Germany is receiving way fewer refugees now, but the crisis isn't over

GlobalPost
Germany asylum seekers

More than a million asylum-seekers came to Europe last year. Now that a prime pathway, the Balkan route, is blocked, some officials are breathing more easily.

That’s especially the case in Germany — Europe's biggest destination for people fleeing war, poverty, disaster or all of the above. Its government recently reported a more than 60 percent drop in new arrivals during the first quarter of this year compared to the last three months of 2015.

Reception centers across the country were once packed with refugees. Now many centers are sitting half-empty. The stream of people has slowed so much Germany has even promised to suspend spot checks on its border with Austria next month.
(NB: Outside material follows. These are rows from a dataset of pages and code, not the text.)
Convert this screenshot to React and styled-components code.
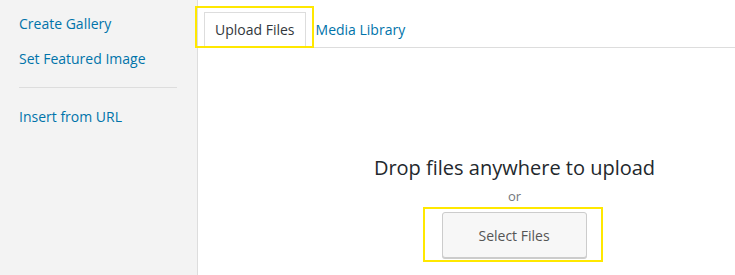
import styled, { createGlobalStyle } from "styled-components";

// styles
const GlobalStyle = createGlobalStyle`
  html, body {
    margin: 0;
    padding: 0;
    background: #fff;
    font-family: "Open Sans", "Liberation Sans", sans-serif;
  }
`;

const Frame = styled.div`
  width: 735px;
  height: 275px;
  display: flex;
  overflow: hidden;
`;

const Sidebar = styled.div`
  width: 198px;
  flex-shrink: 0;
  background-color: #f3f3f3;
  border-right: 1px solid #dddddd;
  padding: 12px 20px 0 19px;
  box-sizing: border-box;
`;

const MenuLink = styled.a`
  display: block;
  color: #0073aa;
  font-size: 14px;
  line-height: 22px;
  padding: 1px 0;
  margin-bottom: 11px;
  text-decoration: none;
  cursor: pointer;
`;

const Separator = styled.div`
  height: 1px;
  background-color: #dddddd;
  margin: 16px 0 17px;
`;

const Main = styled.div`
  flex: 1;
  min-width: 0;
  display: flex;
  flex-direction: column;
`;

const TabBar = styled.div`
  height: 48px;
  border-bottom: 1px solid #dddddd;
  display: flex;
  align-items: flex-end;
  box-sizing: border-box;
`;

const Highlight = styled.div`
  border: 2px solid #ffe800;
  padding: ${(p) => p.$pad};
  display: inline-flex;
  position: relative;
`;

const TabHighlight = styled(Highlight)`
  margin: 0 0 -1px -3px;
  align-items: flex-end;
`;

const ButtonHighlight = styled(Highlight)`
  margin-right: 4px;
`;

const Tab = styled.div`
  height: 34px;
  display: flex;
  align-items: center;
  padding: 0 ${(p) => (p.$active ? "10px" : "0")};
  margin: 0 ${(p) => (p.$active ? "6px 0 7px" : "0 1px 2px")};
  font-size: 14px;
  color: ${(p) => (p.$active ? "#32373c" : "#0073aa")};
  background: #fff;
  border: ${(p) => (p.$active ? "1px solid #dddddd" : "none")};
  border-bottom: none;
  box-sizing: border-box;
  cursor: pointer;
`;

const DropArea = styled.div`
  flex: 1;
  display: flex;
  flex-direction: column;
  align-items: center;
  padding: 105px 0 0 96px;
`;

const Title = styled.h2`
  margin: 0;
  font-size: 20px;
  font-weight: 400;
  line-height: 30px;
  color: #23282d;
`;

const Or = styled.p`
  margin: 5px 0 3px;
  font-size: 13px;
  line-height: 16px;
  color: #72777c;
`;

const Button = styled.button`
  width: 145px;
  height: 46px;
  background: #f7f7f7;
  border: 1px solid #cccccc;
  border-radius: 3px;
  box-shadow: 0 1px 0 #cccccc;
  color: #555555;
  font-family: inherit;
  font-size: 14px;
  cursor: pointer;
`;

const App = () => {
  return (
    <>
      <GlobalStyle />
      <Frame>
        <Sidebar>
          <MenuLink>Create Gallery</MenuLink>
          <MenuLink>Set Featured Image</MenuLink>
          <Separator />
          <MenuLink>Insert from URL</MenuLink>
        </Sidebar>
        <Main>
          <TabBar>
            <TabHighlight $pad="4px 0 0 0">
              <Tab $active>Upload Files</Tab>
            </TabHighlight>
            <Tab>Media Library</Tab>
          </TabBar>
          <DropArea>
            <Title>Drop files anywhere to upload</Title>
            <Or>or</Or>
            <ButtonHighlight $pad="3px 14px 2px 17px">
              <Button>Select Files</Button>
            </ButtonHighlight>
          </DropArea>
        </Main>
      </Frame>
    </>
  );
};
export default App;
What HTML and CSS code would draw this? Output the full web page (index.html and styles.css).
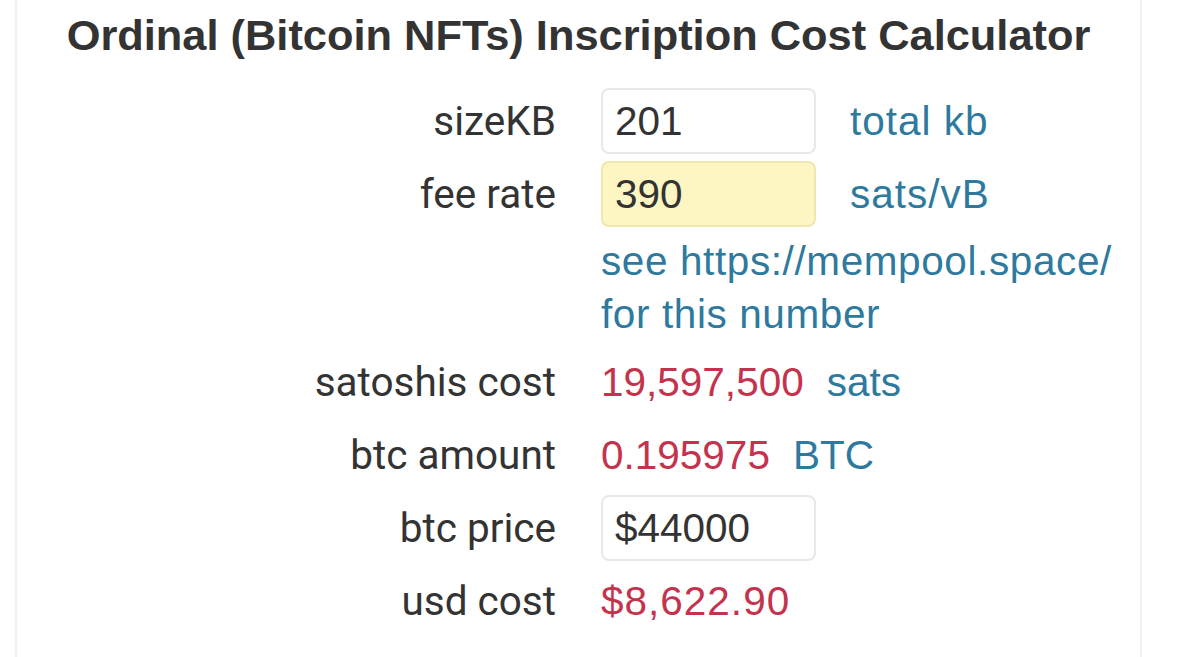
FILE: index.html
```html
<!DOCTYPE html>
<html>
<head>
<meta charset="utf-8">
<link rel="stylesheet" href="styles.css">
</head>
<body>
<div class="card">
  <h1 class="title">Ordinal (Bitcoin NFTs) Inscription Cost Calculator</h1>
  <div class="form">
    <div class="label">sizeKB</div>
    <div class="value"><div class="input">201</div><span class="unit">total kb</span></div>

    <div class="label">fee rate</div>
    <div class="value"><div class="input yellow">390</div><span class="unit">sats/vB</span></div>

    <div class="label"></div>
    <div class="note">see https://mempool.space/<br>for this number</div>

    <div class="label">satoshis cost</div>
    <div class="value text"><span class="red">19,597,500</span><span class="unit small">sats</span></div>

    <div class="label">btc amount</div>
    <div class="value text"><span class="red">0.195975</span><span class="unit small">BTC</span></div>

    <div class="label">btc price</div>
    <div class="value"><div class="input">$44000</div></div>

    <div class="label">usd cost</div>
    <div class="value text"><span class="red wide">$8,622.90</span></div>
  </div>
</div>
</body>
</html>
```
FILE: styles.css
```css
html, body {
  margin: 0;
  padding: 0;
  background: #ffffff;
}
body {
  font-family: "Liberation Sans", Arial, sans-serif;
  color: #333333;
}
.card {
  margin-left: 15px;
  width: 1123px;
  height: 657px;
  border-left: 2px solid #f0f0f0;
  border-right: 2px solid #f0f0f0;
  box-sizing: content-box;
}
.title {
  margin: 0;
  padding-top: 12px;
  text-align: center;
  font-size: 43.4px;
  font-weight: bold;
  color: #333333;
  line-height: 46px;
}
.form {
  display: grid;
  grid-template-columns: 539px auto;
  column-gap: 45px;
  row-gap: 7px;
  margin-top: 30px;
  align-items: center;
}
.label {
  text-align: right;
  font-family: Roboto, "Liberation Sans", sans-serif;
  font-size: 40.5px;
  color: #333333;
}
.value {
  display: flex;
  align-items: center;
  height: 66px;
}
.input {
  box-sizing: border-box;
  width: 215px;
  height: 66px;
  border: 2px solid #e8e8e8;
  border-radius: 8px;
  background: #ffffff;
  padding-left: 12px;
  display: flex;
  align-items: center;
  font-size: 40.5px;
  color: #333333;
}
.input.yellow {
  background: #fdf6c3;
  border-color: #efe6b0;
}
.unit {
  margin-left: 34px;
  font-size: 40.5px;
  letter-spacing: 1px;
  color: #2e7a9e;
}
.unit.small {
  margin-left: 23px;
  letter-spacing: 0;
}
.red {
  font-size: 40.5px;
  color: #c4334d;
}
.red.wide {
  letter-spacing: 1px;
}
.note {
  font-size: 40.5px;
  letter-spacing: 0.6px;
  line-height: 53px;
  color: #2e7a9e;
  margin-top: 1px;
  margin-bottom: 1px;
}
```
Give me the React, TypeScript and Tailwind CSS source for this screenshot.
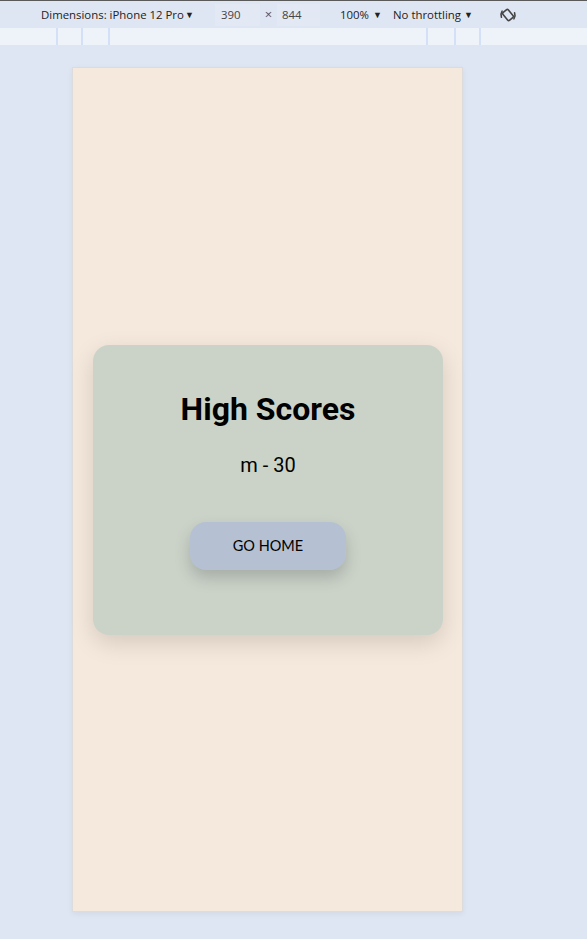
import React from "react";

function RotateIcon() {
  return (
    <svg width="20" height="20" viewBox="0 0 20 20" fill="none" stroke="#444" strokeWidth="1.6" strokeLinecap="round">
      <g transform="rotate(-40 10 10)">
        <rect x="6.5" y="5" width="7" height="10" rx="1.5" />
        <path d="M3.5 7.5 A7 7 0 0 1 8 3.2" />
        <path d="M16.5 12.5 A7 7 0 0 1 12 16.8" />
      </g>
    </svg>
  );
}

export default function App() {
  return (
    <div
      className="w-[587px] h-[939px] bg-[#dfe6f3] flex flex-col overflow-hidden"
      style={{ fontFamily: "'Open Sans', 'Noto Sans', sans-serif" }}
    >
      {/* toolbar */}
      <div className="h-[28px] shrink-0 border-t border-[#5a5a5a] flex items-center text-[11.4px] text-[#222]">
        <div className="ml-[41px] w-[153px] flex items-center justify-between">
          <span>Dimensions: iPhone 12 Pro</span>
          <span className="text-[9px]">▼</span>
        </div>
        <div className="ml-[21px] w-[45px] h-[22px] bg-[#e2e8f4] flex items-center pl-[6px] text-[#444]">390</div>
        <div className="w-[17px] flex justify-center text-[#555] text-[13px]">×</div>
        <div className="w-[43px] h-[22px] bg-[#e2e8f4] flex items-center pl-[5px] text-[#444]">844</div>
        <div className="ml-[20px] w-[42px] flex items-center justify-between">
          <span>100%</span>
          <span className="text-[9px]">▼</span>
        </div>
        <div className="ml-[11px] w-[80px] flex items-center justify-between">
          <span>No throttling</span>
          <span className="text-[9px]">▼</span>
        </div>
        <div className="ml-[25px] flex items-center">
          <RotateIcon />
        </div>
      </div>
      {/* ruler */}
      <div className="h-[18px] shrink-0 bg-[#eef2f9] border-b border-[#dde6f5] relative">
        <div className="absolute left-[56px] top-0 h-full w-[2px] bg-[#d3e0f7]" />
        <div className="absolute left-[81px] top-0 h-full w-[2px] bg-[#d3e0f7]" />
        <div className="absolute left-[108px] top-0 h-full w-[2px] bg-[#d3e0f7]" />
        <div className="absolute left-[426px] top-0 h-full w-[2px] bg-[#d3e0f7]" />
        <div className="absolute left-[454px] top-0 h-full w-[2px] bg-[#d3e0f7]" />
        <div className="absolute left-[479px] top-0 h-full w-[2px] bg-[#d3e0f7]" />
      </div>
      {/* device */}
      <div className="pt-[21px] pl-[72px]">
        <div
          className="w-[391px] h-[845px] bg-[#f5e8dc] border border-[#dcdcdc] shadow-[0_2px_6px_rgba(0,0,0,0.06)] flex items-center justify-center"
          style={{ fontFamily: "Roboto, 'Noto Sans', sans-serif" }}
        >
          <div className="w-[350px] h-[290px] bg-[#cbd3c9] rounded-[16px] shadow-[0_8px_24px_rgba(0,0,0,0.13)] flex flex-col items-center ml-[1px]">
            <h1 className="mt-[45px] text-[32px] font-bold text-black leading-[38px]">High Scores</h1>
            <p className="mt-[25px] text-[20px] text-black leading-[24px]">m - 30</p>
            <button
              className="mt-[45px] w-[156px] h-[48px] bg-[#b5c1d2] rounded-[16px] text-[14.5px] text-black shadow-[0_8px_16px_rgba(0,0,0,0.18)]"
              style={{ fontFamily: "Lato, 'Open Sans', sans-serif" }}
            >
              GO HOME
            </button>
          </div>
        </div>
      </div>
    </div>
  );
}
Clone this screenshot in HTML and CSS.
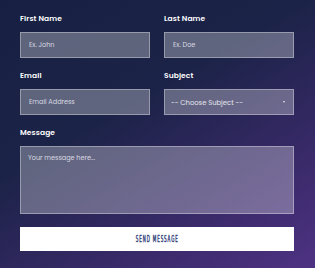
FILE: index.html
```html
<!DOCTYPE html>
<html lang="en">
<head>
  <meta charset="UTF-8">
  <meta name="viewport" content="width=device-width, initial-scale=1.0">
  <title>Contact</title>
  <link rel="stylesheet" href="styles.css">
</head>
<body>
<form class="contact-form">
  <div class="field">
    <label for="firstName">First Name</label>
    <input type="text" id="firstName" placeholder="Ex. John">
  </div>
  <div class="field">
    <label for="lastName">Last Name</label>
    <input type="text" id="lastName" placeholder="Ex. Doe">
  </div>
  <div class="field">
    <label for="email">Email</label>
    <input type="email" id="email" placeholder="Email Address">
  </div>
  <div class="field">
    <label for="subject">Subject</label>
    <div class="select-wrap">
      <select id="subject">
        <option>-- Choose Subject --</option>
      </select>
      <span class="caret"></span>
    </div>
  </div>
  <div class="field wide">
    <label for="message">Message</label>
    <textarea id="message" placeholder="Your message here..."></textarea>
  </div>
  <button type="submit" class="send-btn wide"><span>Send Message</span></button>
</form>
</body>
</html>
```

FILE: styles.css
```css
html, body { height: 100%; }
body {
  margin: 0;
  background: linear-gradient(150deg, #172042 0%, #1c2348 40%, #3a2a6a 75%, #4e3283 100%);
  font-family: "Poppins", Lato, "Noto Sans", sans-serif;
  color: #fff;
}
.contact-form {
  display: grid;
  grid-template-columns: 130px 130px;
  column-gap: 14px;
  width: 274px;
  padding: 13px 0 0 20px;
}
.wide { grid-column: 1 / 3; }
.field {
  display: flex;
  flex-direction: column;
  margin-bottom: 12px;
}
label {
  font-size: 7.5px;
  font-weight: 600;
  line-height: 12px;
  margin-bottom: 7px;
  letter-spacing: 0.1px;
}
input, select, textarea {
  display: block;
  box-sizing: border-box;
  width: 100%;
  height: 26px;
  margin: 0;
  padding: 0 8px;
  background: rgba(255, 255, 255, 0.3);
  border: 1px solid rgba(255, 255, 255, 0.35);
  border-radius: 0;
  color: #e6e6ee;
  font-family: inherit;
  font-size: 6.5px;
  outline: none;
}
input::placeholder, textarea::placeholder { color: #d8d9e2; }
.select-wrap { position: relative; }
select {
  -webkit-appearance: none;
  appearance: none;
  padding-left: 6px;
  font-size: 6.8px;
}
.caret {
  position: absolute;
  right: 9px;
  top: 12px;
  border-left: 1.5px solid transparent;
  border-right: 1.5px solid transparent;
  border-top: 2px solid #e6e6ee;
}
textarea {
  height: 68px;
  padding: 6px 7px;
  resize: none;
}
.field.wide { margin-bottom: 13px; }
.send-btn {
  height: 24px;
  border: none;
  background: #fff;
  color: #34457a;
  font-family: "DejaVu Sans Condensed", "DejaVu Sans", sans-serif;
  font-weight: 400;
  font-size: 8px;
  letter-spacing: 1.6px;
  text-transform: uppercase;
  cursor: pointer;
}
.send-btn span {
  display: inline-block;
  transform: scaleX(0.56);
  -webkit-text-stroke: 0.45px #34457a;
}
```
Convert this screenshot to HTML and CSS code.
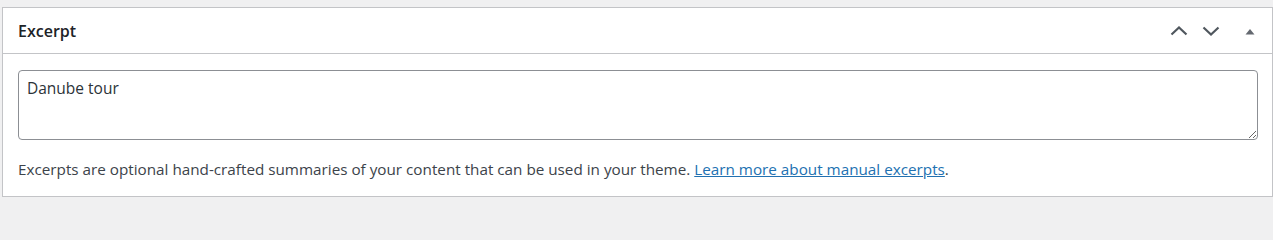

But that doesn’t mean the headaches are over. On the contrary: The decline in new arrivals has been accompanied by a spike in the number of asylum claims, officials say.

Last year, around 476,000 people filed for asylum in Germany, according to immigration authorities there. This year, 181,000 applications were filed in the first three months alone — up 112 percent from the same time in 2015.

Many migrants typically spend months at transit centers before filing their asylum applications, thanks mostly to the backlog of paperwork at an overstretched federal migration office. German law has no maximum limit on how long it takes to consider an application. In recent years the process has taken an average of five to seven months, state statistics show.

It’s just another step in the daunting bureaucratic task of processing hundreds of thousands of newcomers.

The federal government has also been busy deporting the thousands of people whose asylum claims are rejected, a process that’s likely to continue as they plow through new applications. Officials say Germany repatriated more than 22,000 people in 2015, 60 percent more than the year before. This year, the country sent away almost 4,500 in January and February alone, and the numbers are climbing.

The country’s ruling coalition proposed new measures last week mandating language and culture lessons for asylum-seekers in exchange for residence and access to jobs. Those measures, which the country’s leadership hails as “historic,” also reportedly levy penalties on those who fail to successfully integrate.

Some experts are worried about what might happen without a smooth integration.

“What must not happen is that the ethnic-social stratification that we already have in Germany is reinforced by immigration,” political expert Stefan Luft, a professor at the University of Bremen, told the German weekly Die Zeit. “It is crucial that these people eventually blend into the majority of society, and don’t compete with the socially vulnerable.”